This week was the first of 2019, but it was also the first in a new era for America. Women made history in 2018's midterm elections, and they made history this week as they were sworn into Congress.

The 116th class of Congress looks different than any that came before. It includes more women than ever before, and more moms than ever before.

These women are entering a congressional culture that, in the words of Katie Porter of California's 45th Congressional District—a single mother of three—wasn't built for members like them. They're walking into a workplace that, until 2011, didn't have a women's washroom near the House floor. It literally wasn't built for them.

But these women—these mothers—will change the culture they are working in, and change the culture the rest of us live in by bringing a perspective that has been lacking.

These lawmakers have personal experience with some of the most pressing issues American families face, like inadequate or non-existent parental leave, rising childcare costs and long daycare waitlists. More and more American parents are working non-standard hours, but few childcare options exist outside the standard workday.

Having more moms in Congress is good for American families, and these women are ready to make change for the next generation. They even brought the next generation with them to witness their swearing in.

Rashida Tlaib of Michigan's 13th Congressional District brought her boys with her, noting that they help her "stay focused on what matters most" (even when they are dabbing in the House).



Abigail Spanberger, the rep for Virginia's 7th Congressional District, brought her daughters for the historic day.


So did Lori Trahan of Massachusetts' 3rd Congressional District.


These moms (along with fellow congressional freshmen like Mikie Sherrill of New Jersey's 11th Congressional District and Cindy Axne of Iowa's 3rd Congressional District) are joining mothers like Cathy McMorris Rodgers (R) and Debbie Wasserman Schultz (D) who have been balancing congressional duties and motherhood for years.

It isn't easy, Wasserman Schultz told Politico, but it can (and should) be done. "Your family is always your No. 1 priority. And you can structure your schedule, I tell members, around your life to make it work. It just requires a lot of organization and a lot of family cooperation," she explains.

For some of the freshman moms in the House, it's also going to require some serious childcare arranging. As a single mom, Katie Porter is still figuring out what her childcare situation in California will look like now that she's in Congress, and she (like many American moms) is used to paying too much for it.
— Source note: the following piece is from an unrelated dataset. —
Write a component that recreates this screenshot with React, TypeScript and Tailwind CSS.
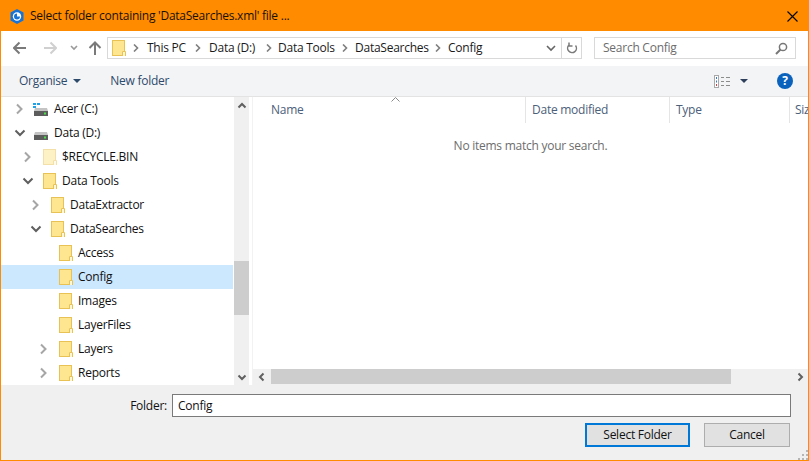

"The cost of childcare for my daughter Betsy was $16,080 last year— more than an entire year of in-state tuition at @UCIrvine. That's ridiculous," she tweeted back in July.

"We must address the high costs of childcare in this country," she said at the time. She is now in a position to help do so, because this week, on her 45th birthday, she was sworn in as California's 45th district's Representative.

Porter's kids are 12, 10, and 7, so a newly opened House day care facility won't help for her family, but it does signal that her fellow lawmakers have some understanding of what an issue affordable childcare is for families. Spearheaded by Porter's fellow Californian, Republican Kevin McCarthy, the day care is now accepting babies and toddlers of House employees, according to NPR, and will add more than 120 preschooler spots in 2020, an effort to retain staff who face lengthy wait lists for child care.

NPR reports only two members of Congress (both dads) currently have kids enrolled in the newly opened (and taxpayer funded) day care facility. But like the majority of day cares, this one also already has a long waiting list, as it's not just Congress members, but all kinds of House employees who are on it. Being a Congress person doesn't guarantee you a spot.

Jaime Lynn Herrera Beutler, mom of one and the Republican representative from Washington's 3rd congressional district, understands what being waitlisted for day care is like. "I had to keep looking like everyone else does. You get on a list, you hope it works, and if it doesn't work you've got to make something happen," she told NPR.

American parents are constantly hustling to "make something happen" for their children. They're saving their sick days and using generous colleagues' donations of paid time off to maximize their time at home after a birth or adoption, they're paying huge amounts for childcare (if they can even get it) and reducing their work hours when they can't find it.

It's time for lawmakers to "make something happen" for American families, and we have hope that the 116th class of Congress might just be the ones to do it.